Methods for Prediction, Simulation and Verification of Real-Time Software Architectural Design based on Machine Learning Algorithms 2015-01-0190

In embedded system software architectural design, the Real-Time (RT) behavior estimation needs special care and contains many technical challenges. Most of the current approaches depend on either the engineering judgment or the actual measurements that are performed during the integration-testing phase. Both approaches may cause errors that lead to violations in the RT constraints. Both approaches are not error proof and can yield to RT constraints violations discovered during simulation of RT architectural design or during product validation. Impact on project could even be a Central Processing Unit (CPU) change.

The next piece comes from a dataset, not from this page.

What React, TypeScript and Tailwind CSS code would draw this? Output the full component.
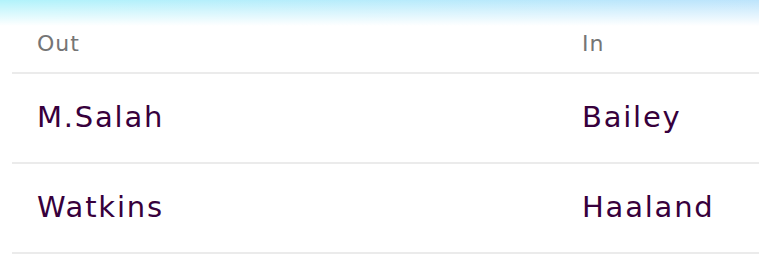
const ROWS = [
  { out: "M.Salah", in: "Bailey" },
  { out: "Watkins", in: "Haaland" },
];

export default function App() {
  return (
    <div
      className="min-h-screen w-full bg-white bg-no-repeat bg-[length:100%_26px] bg-[linear-gradient(to_bottom,rgba(255,255,255,0),#ffffff),linear-gradient(to_right,#b2f3fb,#bde4fc)]"
      style={{ fontFamily: "'DejaVu Sans', 'Noto Sans', sans-serif" }}
    >
      <div className="ml-[12px]">
        {/* header */}
        <div className="h-[74px] pt-[14px] flex items-center border-b-2 border-[#ebebeb] text-[22px] tracking-[1px] text-[#757575]">
          <span className="pl-[25px] w-[570px]">Out</span>
          <span>In</span>
        </div>

        {ROWS.map((r) => (
          <div
            key={r.out}
            className="h-[90px] flex items-center border-b-2 border-[#ebebeb] text-[29px] tracking-[1.8px] text-[#37003c]"
          >
            <span className="pl-[25px] w-[570px]">{r.out}</span>
            <span>{r.in}</span>
          </div>
        ))}
      </div>
    </div>
  );
}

In this work, Operating System (OS) process Execution Time (ET) is considered the basic element of RT architectural design. Each process ET is predicted based on previous software releases, using Machine Learning (ML) algorithms. Different types of extracted feature vectors of a software release (e.g. number of static architecture requirements, hardware factor, and seniority index) are proposed to be inputs to ML multiple classifiers to predict OS processes ETs. The used ML algorithms (e.g. Support Vector Machine Regression, Extreme Learning Machine, and Neural Networks) are compared, in terms of the prediction performance, using practical case studies, which contain AUTOSAR Application (APP) and Basic Software (BSW) module, with proven results.

The predicted ETs are given as inputs to OS modeling, simulation and verification tool. This tool is used in RT architectural design (e.g. design of the OS Tasks/ISRs configurations), OS behavior modeling and simulation and RT verification (missed deadlines, extra CPU load, etc…). Using this method, the architects can predict OS process ET, design, verify and refine the RT architecture either at the early phase of the project or before the coding phase. Summary, conclusion with proven results and future work are illustrated.